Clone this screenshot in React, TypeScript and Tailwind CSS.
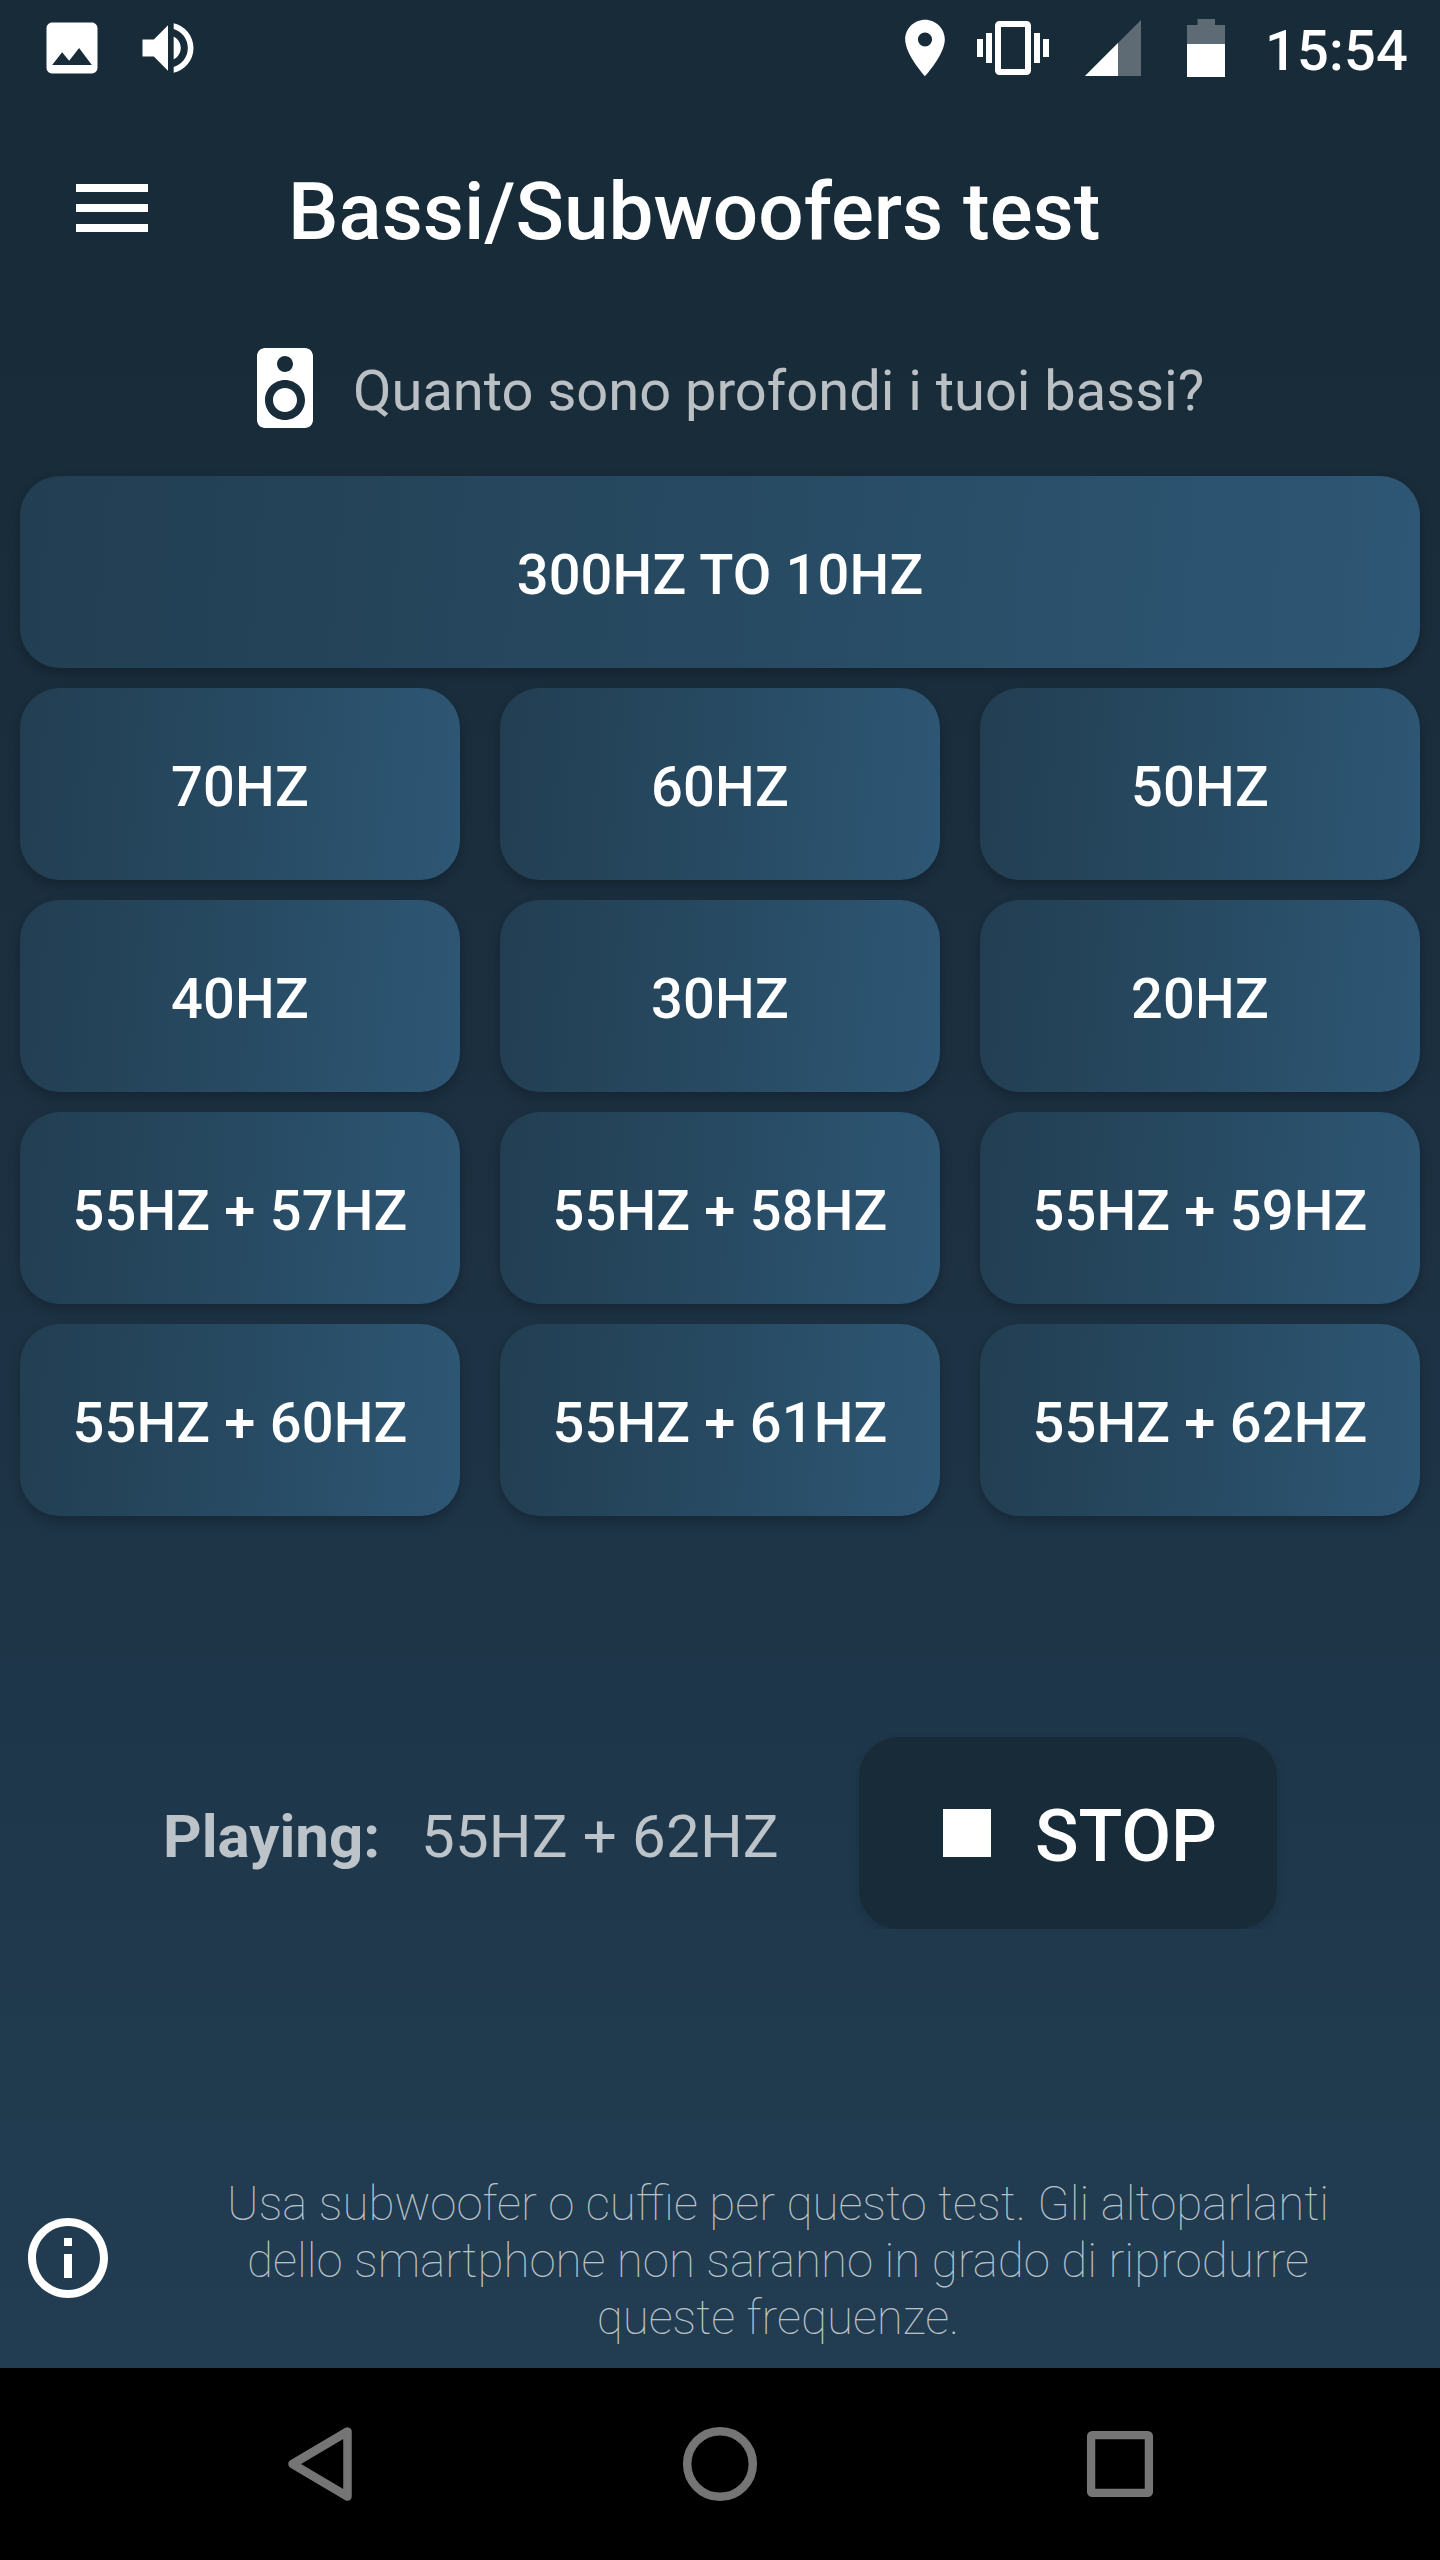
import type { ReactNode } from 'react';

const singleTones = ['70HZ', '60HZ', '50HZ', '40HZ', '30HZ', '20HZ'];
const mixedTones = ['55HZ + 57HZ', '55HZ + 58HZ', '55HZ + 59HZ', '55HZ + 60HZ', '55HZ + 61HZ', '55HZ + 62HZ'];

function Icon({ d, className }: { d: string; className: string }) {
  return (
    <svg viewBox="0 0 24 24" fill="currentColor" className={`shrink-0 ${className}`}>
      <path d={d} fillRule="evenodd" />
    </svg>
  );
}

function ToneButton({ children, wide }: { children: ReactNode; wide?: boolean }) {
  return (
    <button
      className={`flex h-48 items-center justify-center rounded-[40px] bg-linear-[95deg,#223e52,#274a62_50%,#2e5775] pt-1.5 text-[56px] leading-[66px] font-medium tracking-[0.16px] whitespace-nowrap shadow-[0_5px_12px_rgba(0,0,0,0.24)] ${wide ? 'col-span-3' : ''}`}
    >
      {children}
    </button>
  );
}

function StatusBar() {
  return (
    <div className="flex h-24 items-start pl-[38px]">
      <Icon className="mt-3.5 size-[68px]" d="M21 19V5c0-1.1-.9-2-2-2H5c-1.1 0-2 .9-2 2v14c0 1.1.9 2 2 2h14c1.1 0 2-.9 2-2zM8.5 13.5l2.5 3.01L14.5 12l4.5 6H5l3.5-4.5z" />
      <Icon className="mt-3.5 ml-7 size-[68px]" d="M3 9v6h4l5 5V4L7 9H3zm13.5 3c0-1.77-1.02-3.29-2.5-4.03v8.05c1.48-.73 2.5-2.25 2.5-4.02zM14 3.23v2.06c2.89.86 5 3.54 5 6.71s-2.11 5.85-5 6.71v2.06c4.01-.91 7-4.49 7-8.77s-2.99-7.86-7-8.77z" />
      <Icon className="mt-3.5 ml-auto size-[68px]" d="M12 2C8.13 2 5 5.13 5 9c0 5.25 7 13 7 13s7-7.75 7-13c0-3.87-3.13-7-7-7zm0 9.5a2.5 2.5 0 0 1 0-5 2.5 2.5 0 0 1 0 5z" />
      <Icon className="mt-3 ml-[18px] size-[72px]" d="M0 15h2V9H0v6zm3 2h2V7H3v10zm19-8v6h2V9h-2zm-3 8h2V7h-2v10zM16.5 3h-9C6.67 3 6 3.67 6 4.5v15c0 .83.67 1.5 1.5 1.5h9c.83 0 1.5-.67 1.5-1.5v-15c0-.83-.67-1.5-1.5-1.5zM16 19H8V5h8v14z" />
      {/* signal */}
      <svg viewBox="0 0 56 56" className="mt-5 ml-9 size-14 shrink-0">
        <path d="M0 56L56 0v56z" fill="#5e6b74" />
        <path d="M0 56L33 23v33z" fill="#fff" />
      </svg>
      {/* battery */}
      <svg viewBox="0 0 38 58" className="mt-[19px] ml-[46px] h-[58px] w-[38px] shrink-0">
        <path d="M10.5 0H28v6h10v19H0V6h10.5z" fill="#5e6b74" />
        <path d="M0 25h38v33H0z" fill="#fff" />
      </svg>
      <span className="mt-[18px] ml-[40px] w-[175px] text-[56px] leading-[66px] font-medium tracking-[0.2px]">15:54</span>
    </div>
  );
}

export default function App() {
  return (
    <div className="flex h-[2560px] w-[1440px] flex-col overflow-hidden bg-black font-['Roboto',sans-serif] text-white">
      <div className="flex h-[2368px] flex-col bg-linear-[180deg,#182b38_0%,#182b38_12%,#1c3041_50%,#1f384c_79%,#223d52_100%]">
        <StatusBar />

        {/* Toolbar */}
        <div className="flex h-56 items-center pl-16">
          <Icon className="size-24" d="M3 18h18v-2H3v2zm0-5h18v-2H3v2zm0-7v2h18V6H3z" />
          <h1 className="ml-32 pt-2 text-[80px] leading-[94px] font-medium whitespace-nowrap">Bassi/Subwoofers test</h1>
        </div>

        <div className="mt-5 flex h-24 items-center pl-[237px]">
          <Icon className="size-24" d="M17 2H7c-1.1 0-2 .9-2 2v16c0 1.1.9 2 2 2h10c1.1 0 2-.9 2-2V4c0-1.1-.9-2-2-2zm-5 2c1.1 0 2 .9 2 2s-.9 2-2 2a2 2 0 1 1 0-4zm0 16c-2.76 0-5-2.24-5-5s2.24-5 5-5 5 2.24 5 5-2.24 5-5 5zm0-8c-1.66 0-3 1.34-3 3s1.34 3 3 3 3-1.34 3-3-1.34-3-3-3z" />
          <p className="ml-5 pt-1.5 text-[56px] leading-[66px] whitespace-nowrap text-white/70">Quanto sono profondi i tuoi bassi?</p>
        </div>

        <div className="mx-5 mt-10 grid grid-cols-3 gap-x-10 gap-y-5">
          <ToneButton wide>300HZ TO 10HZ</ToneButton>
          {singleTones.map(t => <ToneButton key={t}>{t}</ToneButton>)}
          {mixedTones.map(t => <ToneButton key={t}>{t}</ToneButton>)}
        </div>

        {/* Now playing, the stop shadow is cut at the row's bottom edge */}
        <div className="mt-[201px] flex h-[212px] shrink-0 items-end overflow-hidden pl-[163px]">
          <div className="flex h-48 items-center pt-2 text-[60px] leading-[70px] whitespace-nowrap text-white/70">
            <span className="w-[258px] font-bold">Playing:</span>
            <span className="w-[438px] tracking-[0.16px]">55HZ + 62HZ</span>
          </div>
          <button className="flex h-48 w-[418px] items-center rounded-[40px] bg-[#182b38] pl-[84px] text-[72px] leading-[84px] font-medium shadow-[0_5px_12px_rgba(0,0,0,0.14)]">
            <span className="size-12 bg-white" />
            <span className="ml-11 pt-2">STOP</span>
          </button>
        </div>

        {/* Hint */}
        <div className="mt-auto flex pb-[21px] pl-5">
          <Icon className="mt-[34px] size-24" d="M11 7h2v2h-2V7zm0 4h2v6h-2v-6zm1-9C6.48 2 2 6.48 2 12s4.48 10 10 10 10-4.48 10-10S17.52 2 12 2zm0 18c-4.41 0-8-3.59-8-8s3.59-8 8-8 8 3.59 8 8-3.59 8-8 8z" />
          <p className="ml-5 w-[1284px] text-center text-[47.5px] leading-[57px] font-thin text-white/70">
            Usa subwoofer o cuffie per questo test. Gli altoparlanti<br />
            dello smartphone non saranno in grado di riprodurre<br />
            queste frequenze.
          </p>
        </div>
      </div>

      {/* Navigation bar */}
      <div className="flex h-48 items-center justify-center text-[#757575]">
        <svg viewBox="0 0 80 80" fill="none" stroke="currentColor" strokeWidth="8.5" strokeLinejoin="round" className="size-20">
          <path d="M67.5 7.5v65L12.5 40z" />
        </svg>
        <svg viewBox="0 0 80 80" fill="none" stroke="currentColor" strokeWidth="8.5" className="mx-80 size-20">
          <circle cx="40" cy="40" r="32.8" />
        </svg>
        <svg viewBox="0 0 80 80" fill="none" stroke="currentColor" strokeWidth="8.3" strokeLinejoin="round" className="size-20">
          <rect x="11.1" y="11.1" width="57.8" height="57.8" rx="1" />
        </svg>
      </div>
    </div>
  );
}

-=-=-

__TO DO__
In this exercise, set down all of the data exactly, without the pictures.

__EXERCISE RESPONSE__
Clone this screenshot in React, TypeScript and Tailwind CSS.
import type { ReactNode } from 'react';

const singleTones = ['70HZ', '60HZ', '50HZ', '40HZ', '30HZ', '20HZ'];
const mixedTones = ['55HZ + 57HZ', '55HZ + 58HZ', '55HZ + 59HZ', '55HZ + 60HZ', '55HZ + 61HZ', '55HZ + 62HZ'];

function Icon({ d, className }: { d: string; className: string }) {
  return (
    <svg viewBox="0 0 24 24" fill="currentColor" className={`shrink-0 ${className}`}>
      <path d={d} fillRule="evenodd" />
    </svg>
  );
}

function ToneButton({ children, wide }: { children: ReactNode; wide?: boolean }) {
  return (
    <button
      className={`flex h-48 items-center justify-center rounded-[40px] bg-linear-[95deg,#223e52,#274a62_50%,#2e5775] pt-1.5 text-[56px] leading-[66px] font-medium tracking-[0.16px] whitespace-nowrap shadow-[0_5px_12px_rgba(0,0,0,0.24)] ${wide ? 'col-span-3' : ''}`}
    >
      {children}
    </button>
  );
}

function StatusBar() {
  return (
    <div className="flex h-24 items-start pl-[38px]">
      <Icon className="mt-3.5 size-[68px]" d="M21 19V5c0-1.1-.9-2-2-2H5c-1.1 0-2 .9-2 2v14c0 1.1.9 2 2 2h14c1.1 0 2-.9 2-2zM8.5 13.5l2.5 3.01L14.5 12l4.5 6H5l3.5-4.5z" />
      <Icon className="mt-3.5 ml-7 size-[68px]" d="M3 9v6h4l5 5V4L7 9H3zm13.5 3c0-1.77-1.02-3.29-2.5-4.03v8.05c1.48-.73 2.5-2.25 2.5-4.02zM14 3.23v2.06c2.89.86 5 3.54 5 6.71s-2.11 5.85-5 6.71v2.06c4.01-.91 7-4.49 7-8.77s-2.99-7.86-7-8.77z" />
      <Icon className="mt-3.5 ml-auto size-[68px]" d="M12 2C8.13 2 5 5.13 5 9c0 5.25 7 13 7 13s7-7.75 7-13c0-3.87-3.13-7-7-7zm0 9.5a2.5 2.5 0 0 1 0-5 2.5 2.5 0 0 1 0 5z" />
      <Icon className="mt-3 ml-[18px] size-[72px]" d="M0 15h2V9H0v6zm3 2h2V7H3v10zm19-8v6h2V9h-2zm-3 8h2V7h-2v10zM16.5 3h-9C6.67 3 6 3.67 6 4.5v15c0 .83.67 1.5 1.5 1.5h9c.83 0 1.5-.67 1.5-1.5v-15c0-.83-.67-1.5-1.5-1.5zM16 19H8V5h8v14z" />
      {/* signal */}
      <svg viewBox="0 0 56 56" className="mt-5 ml-9 size-14 shrink-0">
        <path d="M0 56L56 0v56z" fill="#5e6b74" />
        <path d="M0 56L33 23v33z" fill="#fff" />
      </svg>
      {/* battery */}
      <svg viewBox="0 0 38 58" className="mt-[19px] ml-[46px] h-[58px] w-[38px] shrink-0">
        <path d="M10.5 0H28v6h10v19H0V6h10.5z" fill="#5e6b74" />
        <path d="M0 25h38v33H0z" fill="#fff" />
      </svg>
      <span className="mt-[18px] ml-[40px] w-[175px] text-[56px] leading-[66px] font-medium tracking-[0.2px]">15:54</span>
    </div>
  );
}

export default function App() {
  return (
    <div className="flex h-[2560px] w-[1440px] flex-col overflow-hidden bg-black font-['Roboto',sans-serif] text-white">
      <div className="flex h-[2368px] flex-col bg-linear-[180deg,#182b38_0%,#182b38_12%,#1c3041_50%,#1f384c_79%,#223d52_100%]">
        <StatusBar />

        {/* Toolbar */}
        <div className="flex h-56 items-center pl-16">
          <Icon className="size-24" d="M3 18h18v-2H3v2zm0-5h18v-2H3v2zm0-7v2h18V6H3z" />
          <h1 className="ml-32 pt-2 text-[80px] leading-[94px] font-medium whitespace-nowrap">Bassi/Subwoofers test</h1>
        </div>

        <div className="mt-5 flex h-24 items-center pl-[237px]">
          <Icon className="size-24" d="M17 2H7c-1.1 0-2 .9-2 2v16c0 1.1.9 2 2 2h10c1.1 0 2-.9 2-2V4c0-1.1-.9-2-2-2zm-5 2c1.1 0 2 .9 2 2s-.9 2-2 2a2 2 0 1 1 0-4zm0 16c-2.76 0-5-2.24-5-5s2.24-5 5-5 5 2.24 5 5-2.24 5-5 5zm0-8c-1.66 0-3 1.34-3 3s1.34 3 3 3 3-1.34 3-3-1.34-3-3-3z" />
          <p className="ml-5 pt-1.5 text-[56px] leading-[66px] whitespace-nowrap text-white/70">Quanto sono profondi i tuoi bassi?</p>
        </div>

        <div className="mx-5 mt-10 grid grid-cols-3 gap-x-10 gap-y-5">
          <ToneButton wide>300HZ TO 10HZ</ToneButton>
          {singleTones.map(t => <ToneButton key={t}>{t}</ToneButton>)}
          {mixedTones.map(t => <ToneButton key={t}>{t}</ToneButton>)}
        </div>

        {/* Now playing, the stop shadow is cut at the row's bottom edge */}
        <div className="mt-[201px] flex h-[212px] shrink-0 items-end overflow-hidden pl-[163px]">
          <div className="flex h-48 items-center pt-2 text-[60px] leading-[70px] whitespace-nowrap text-white/70">
            <span className="w-[258px] font-bold">Playing:</span>
            <span className="w-[438px] tracking-[0.16px]">55HZ + 62HZ</span>
          </div>
          <button className="flex h-48 w-[418px] items-center rounded-[40px] bg-[#182b38] pl-[84px] text-[72px] leading-[84px] font-medium shadow-[0_5px_12px_rgba(0,0,0,0.14)]">
            <span className="size-12 bg-white" />
            <span className="ml-11 pt-2">STOP</span>
          </button>
        </div>

        {/* Hint */}
        <div className="mt-auto flex pb-[21px] pl-5">
          <Icon className="mt-[34px] size-24" d="M11 7h2v2h-2V7zm0 4h2v6h-2v-6zm1-9C6.48 2 2 6.48 2 12s4.48 10 10 10 10-4.48 10-10S17.52 2 12 2zm0 18c-4.41 0-8-3.59-8-8s3.59-8 8-8 8 3.59 8 8-3.59 8-8 8z" />
          <p className="ml-5 w-[1284px] text-center text-[47.5px] leading-[57px] font-thin text-white/70">
            Usa subwoofer o cuffie per questo test. Gli altoparlanti<br />
            dello smartphone non saranno in grado di riprodurre<br />
            queste frequenze.
          </p>
        </div>
      </div>

      {/* Navigation bar */}
      <div className="flex h-48 items-center justify-center text-[#757575]">
        <svg viewBox="0 0 80 80" fill="none" stroke="currentColor" strokeWidth="8.5" strokeLinejoin="round" className="size-20">
          <path d="M67.5 7.5v65L12.5 40z" />
        </svg>
        <svg viewBox="0 0 80 80" fill="none" stroke="currentColor" strokeWidth="8.5" className="mx-80 size-20">
          <circle cx="40" cy="40" r="32.8" />
        </svg>
        <svg viewBox="0 0 80 80" fill="none" stroke="currentColor" strokeWidth="8.3" strokeLinejoin="round" className="size-20">
          <rect x="11.1" y="11.1" width="57.8" height="57.8" rx="1" />
        </svg>
      </div>
    </div>
  );
}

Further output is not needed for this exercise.